What is being asked
Reproduce each line of the material exactly, minus any picture.

START

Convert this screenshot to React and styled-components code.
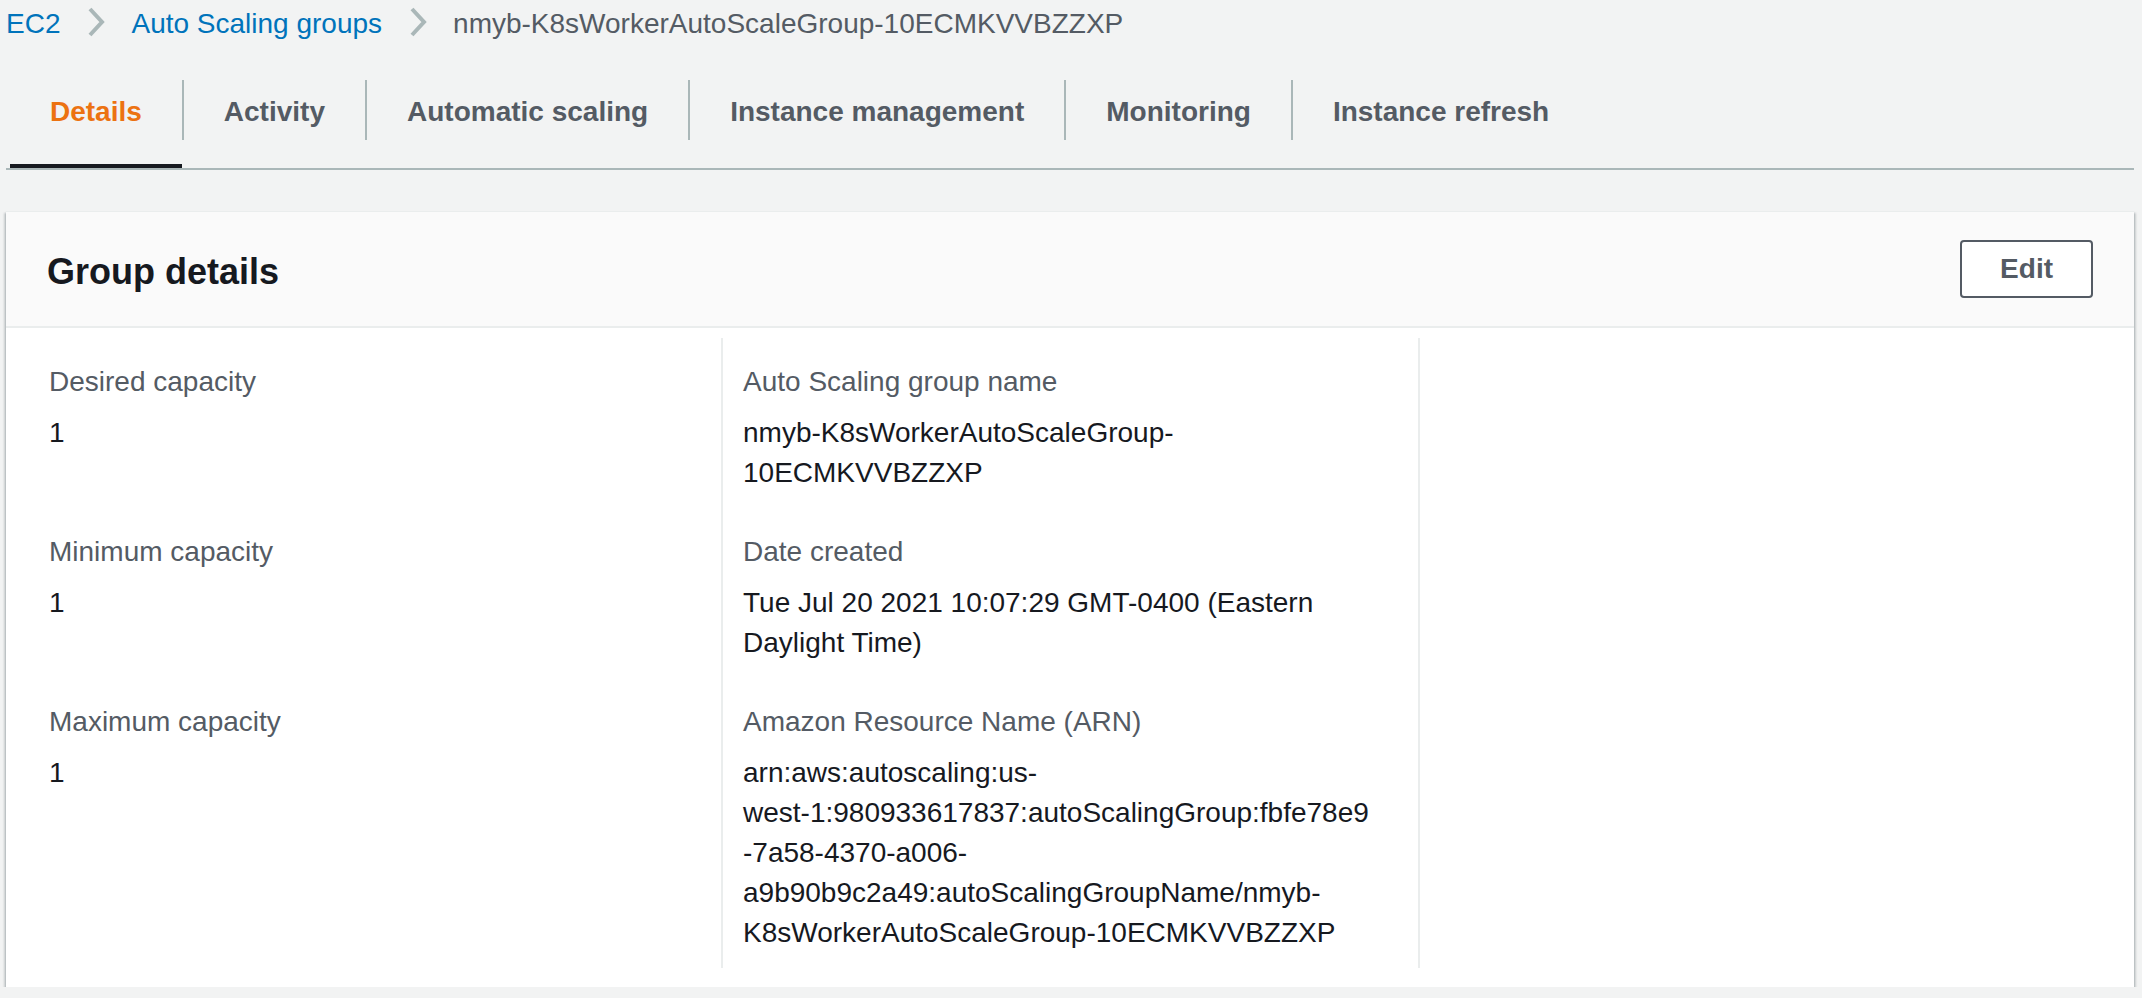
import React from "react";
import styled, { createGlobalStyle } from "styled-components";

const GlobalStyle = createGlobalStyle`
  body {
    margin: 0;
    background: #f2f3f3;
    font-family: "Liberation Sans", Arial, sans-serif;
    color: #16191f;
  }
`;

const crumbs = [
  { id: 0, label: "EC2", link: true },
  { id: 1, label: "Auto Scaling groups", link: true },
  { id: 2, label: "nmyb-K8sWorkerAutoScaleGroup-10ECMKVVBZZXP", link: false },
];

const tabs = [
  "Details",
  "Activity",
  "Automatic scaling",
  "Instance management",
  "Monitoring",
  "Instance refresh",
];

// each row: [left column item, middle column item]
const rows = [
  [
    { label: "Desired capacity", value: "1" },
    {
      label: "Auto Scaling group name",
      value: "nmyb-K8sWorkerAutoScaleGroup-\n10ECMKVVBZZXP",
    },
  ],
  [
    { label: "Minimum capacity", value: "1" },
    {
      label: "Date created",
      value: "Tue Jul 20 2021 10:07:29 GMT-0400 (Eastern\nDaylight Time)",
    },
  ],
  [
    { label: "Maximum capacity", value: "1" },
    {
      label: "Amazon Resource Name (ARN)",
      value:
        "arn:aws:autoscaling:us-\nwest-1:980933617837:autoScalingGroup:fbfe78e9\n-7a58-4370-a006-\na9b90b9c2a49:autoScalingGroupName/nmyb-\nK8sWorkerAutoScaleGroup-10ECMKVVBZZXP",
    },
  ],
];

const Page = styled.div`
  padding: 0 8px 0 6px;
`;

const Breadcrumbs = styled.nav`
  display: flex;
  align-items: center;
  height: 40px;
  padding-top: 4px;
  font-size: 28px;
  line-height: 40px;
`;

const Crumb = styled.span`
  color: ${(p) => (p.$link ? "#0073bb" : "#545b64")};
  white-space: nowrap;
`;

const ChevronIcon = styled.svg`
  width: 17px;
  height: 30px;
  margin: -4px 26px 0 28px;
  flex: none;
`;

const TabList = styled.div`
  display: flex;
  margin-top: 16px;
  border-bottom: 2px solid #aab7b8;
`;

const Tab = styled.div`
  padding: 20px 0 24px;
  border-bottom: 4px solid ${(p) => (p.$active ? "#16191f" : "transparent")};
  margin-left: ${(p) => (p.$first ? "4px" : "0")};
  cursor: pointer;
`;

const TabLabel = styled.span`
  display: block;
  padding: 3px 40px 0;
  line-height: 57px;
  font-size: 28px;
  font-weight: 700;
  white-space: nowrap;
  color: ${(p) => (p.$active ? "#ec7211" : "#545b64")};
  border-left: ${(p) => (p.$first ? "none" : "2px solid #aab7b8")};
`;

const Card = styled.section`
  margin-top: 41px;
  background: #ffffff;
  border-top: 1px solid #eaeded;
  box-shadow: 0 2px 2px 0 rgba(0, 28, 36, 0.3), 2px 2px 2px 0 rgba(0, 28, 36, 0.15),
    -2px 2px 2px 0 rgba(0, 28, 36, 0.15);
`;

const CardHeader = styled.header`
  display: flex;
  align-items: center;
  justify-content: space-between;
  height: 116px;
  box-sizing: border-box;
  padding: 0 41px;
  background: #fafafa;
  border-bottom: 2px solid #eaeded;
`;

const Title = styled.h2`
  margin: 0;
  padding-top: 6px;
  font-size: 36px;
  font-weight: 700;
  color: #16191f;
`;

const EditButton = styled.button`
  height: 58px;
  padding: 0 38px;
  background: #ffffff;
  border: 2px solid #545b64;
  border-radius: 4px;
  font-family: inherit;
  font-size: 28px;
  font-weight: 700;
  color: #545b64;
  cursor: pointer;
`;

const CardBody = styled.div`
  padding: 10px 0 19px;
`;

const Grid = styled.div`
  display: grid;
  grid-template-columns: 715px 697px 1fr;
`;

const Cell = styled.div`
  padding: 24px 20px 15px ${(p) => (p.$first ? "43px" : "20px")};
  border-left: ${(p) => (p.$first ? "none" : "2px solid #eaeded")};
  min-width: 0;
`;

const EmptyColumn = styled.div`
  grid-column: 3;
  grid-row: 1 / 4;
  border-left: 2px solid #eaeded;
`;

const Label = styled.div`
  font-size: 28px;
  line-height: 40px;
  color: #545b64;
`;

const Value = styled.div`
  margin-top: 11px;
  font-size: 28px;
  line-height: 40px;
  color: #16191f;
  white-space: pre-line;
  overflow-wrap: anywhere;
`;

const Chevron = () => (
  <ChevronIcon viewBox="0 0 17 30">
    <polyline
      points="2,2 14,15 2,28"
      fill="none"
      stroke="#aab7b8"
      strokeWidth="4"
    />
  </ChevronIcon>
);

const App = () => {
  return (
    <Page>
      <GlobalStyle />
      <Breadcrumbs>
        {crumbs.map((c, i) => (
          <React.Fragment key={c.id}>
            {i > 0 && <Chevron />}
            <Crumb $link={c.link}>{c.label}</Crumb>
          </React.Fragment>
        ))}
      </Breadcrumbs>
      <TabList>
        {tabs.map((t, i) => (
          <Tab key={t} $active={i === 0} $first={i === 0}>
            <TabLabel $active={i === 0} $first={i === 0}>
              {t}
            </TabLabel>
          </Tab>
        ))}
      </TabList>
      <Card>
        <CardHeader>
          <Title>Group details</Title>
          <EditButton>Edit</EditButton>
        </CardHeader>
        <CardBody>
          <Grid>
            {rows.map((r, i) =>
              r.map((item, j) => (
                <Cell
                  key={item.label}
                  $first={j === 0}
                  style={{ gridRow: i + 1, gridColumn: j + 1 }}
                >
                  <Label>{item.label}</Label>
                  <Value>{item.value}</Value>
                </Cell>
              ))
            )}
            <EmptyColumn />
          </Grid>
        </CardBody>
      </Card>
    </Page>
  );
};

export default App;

END

The response
Convert this screenshot to React and styled-components code.
import React from "react";
import styled, { createGlobalStyle } from "styled-components";

const GlobalStyle = createGlobalStyle`
  body {
    margin: 0;
    background: #f2f3f3;
    font-family: "Liberation Sans", Arial, sans-serif;
    color: #16191f;
  }
`;

const crumbs = [
  { id: 0, label: "EC2", link: true },
  { id: 1, label: "Auto Scaling groups", link: true },
  { id: 2, label: "nmyb-K8sWorkerAutoScaleGroup-10ECMKVVBZZXP", link: false },
];

const tabs = [
  "Details",
  "Activity",
  "Automatic scaling",
  "Instance management",
  "Monitoring",
  "Instance refresh",
];

// each row: [left column item, middle column item]
const rows = [
  [
    { label: "Desired capacity", value: "1" },
    {
      label: "Auto Scaling group name",
      value: "nmyb-K8sWorkerAutoScaleGroup-\n10ECMKVVBZZXP",
    },
  ],
  [
    { label: "Minimum capacity", value: "1" },
    {
      label: "Date created",
      value: "Tue Jul 20 2021 10:07:29 GMT-0400 (Eastern\nDaylight Time)",
    },
  ],
  [
    { label: "Maximum capacity", value: "1" },
    {
      label: "Amazon Resource Name (ARN)",
      value:
        "arn:aws:autoscaling:us-\nwest-1:980933617837:autoScalingGroup:fbfe78e9\n-7a58-4370-a006-\na9b90b9c2a49:autoScalingGroupName/nmyb-\nK8sWorkerAutoScaleGroup-10ECMKVVBZZXP",
    },
  ],
];

const Page = styled.div`
  padding: 0 8px 0 6px;
`;

const Breadcrumbs = styled.nav`
  display: flex;
  align-items: center;
  height: 40px;
  padding-top: 4px;
  font-size: 28px;
  line-height: 40px;
`;

const Crumb = styled.span`
  color: ${(p) => (p.$link ? "#0073bb" : "#545b64")};
  white-space: nowrap;
`;

const ChevronIcon = styled.svg`
  width: 17px;
  height: 30px;
  margin: -4px 26px 0 28px;
  flex: none;
`;

const TabList = styled.div`
  display: flex;
  margin-top: 16px;
  border-bottom: 2px solid #aab7b8;
`;

const Tab = styled.div`
  padding: 20px 0 24px;
  border-bottom: 4px solid ${(p) => (p.$active ? "#16191f" : "transparent")};
  margin-left: ${(p) => (p.$first ? "4px" : "0")};
  cursor: pointer;
`;

const TabLabel = styled.span`
  display: block;
  padding: 3px 40px 0;
  line-height: 57px;
  font-size: 28px;
  font-weight: 700;
  white-space: nowrap;
  color: ${(p) => (p.$active ? "#ec7211" : "#545b64")};
  border-left: ${(p) => (p.$first ? "none" : "2px solid #aab7b8")};
`;

const Card = styled.section`
  margin-top: 41px;
  background: #ffffff;
  border-top: 1px solid #eaeded;
  box-shadow: 0 2px 2px 0 rgba(0, 28, 36, 0.3), 2px 2px 2px 0 rgba(0, 28, 36, 0.15),
    -2px 2px 2px 0 rgba(0, 28, 36, 0.15);
`;

const CardHeader = styled.header`
  display: flex;
  align-items: center;
  justify-content: space-between;
  height: 116px;
  box-sizing: border-box;
  padding: 0 41px;
  background: #fafafa;
  border-bottom: 2px solid #eaeded;
`;

const Title = styled.h2`
  margin: 0;
  padding-top: 6px;
  font-size: 36px;
  font-weight: 700;
  color: #16191f;
`;

const EditButton = styled.button`
  height: 58px;
  padding: 0 38px;
  background: #ffffff;
  border: 2px solid #545b64;
  border-radius: 4px;
  font-family: inherit;
  font-size: 28px;
  font-weight: 700;
  color: #545b64;
  cursor: pointer;
`;

const CardBody = styled.div`
  padding: 10px 0 19px;
`;

const Grid = styled.div`
  display: grid;
  grid-template-columns: 715px 697px 1fr;
`;

const Cell = styled.div`
  padding: 24px 20px 15px ${(p) => (p.$first ? "43px" : "20px")};
  border-left: ${(p) => (p.$first ? "none" : "2px solid #eaeded")};
  min-width: 0;
`;

const EmptyColumn = styled.div`
  grid-column: 3;
  grid-row: 1 / 4;
  border-left: 2px solid #eaeded;
`;

const Label = styled.div`
  font-size: 28px;
  line-height: 40px;
  color: #545b64;
`;

const Value = styled.div`
  margin-top: 11px;
  font-size: 28px;
  line-height: 40px;
  color: #16191f;
  white-space: pre-line;
  overflow-wrap: anywhere;
`;

const Chevron = () => (
  <ChevronIcon viewBox="0 0 17 30">
    <polyline
      points="2,2 14,15 2,28"
      fill="none"
      stroke="#aab7b8"
      strokeWidth="4"
    />
  </ChevronIcon>
);

const App = () => {
  return (
    <Page>
      <GlobalStyle />
      <Breadcrumbs>
        {crumbs.map((c, i) => (
          <React.Fragment key={c.id}>
            {i > 0 && <Chevron />}
            <Crumb $link={c.link}>{c.label}</Crumb>
          </React.Fragment>
        ))}
      </Breadcrumbs>
      <TabList>
        {tabs.map((t, i) => (
          <Tab key={t} $active={i === 0} $first={i === 0}>
            <TabLabel $active={i === 0} $first={i === 0}>
              {t}
            </TabLabel>
          </Tab>
        ))}
      </TabList>
      <Card>
        <CardHeader>
          <Title>Group details</Title>
          <EditButton>Edit</EditButton>
        </CardHeader>
        <CardBody>
          <Grid>
            {rows.map((r, i) =>
              r.map((item, j) => (
                <Cell
                  key={item.label}
                  $first={j === 0}
                  style={{ gridRow: i + 1, gridColumn: j + 1 }}
                >
                  <Label>{item.label}</Label>
                  <Value>{item.value}</Value>
                </Cell>
              ))
            )}
            <EmptyColumn />
          </Grid>
        </CardBody>
      </Card>
    </Page>
  );
};

export default App;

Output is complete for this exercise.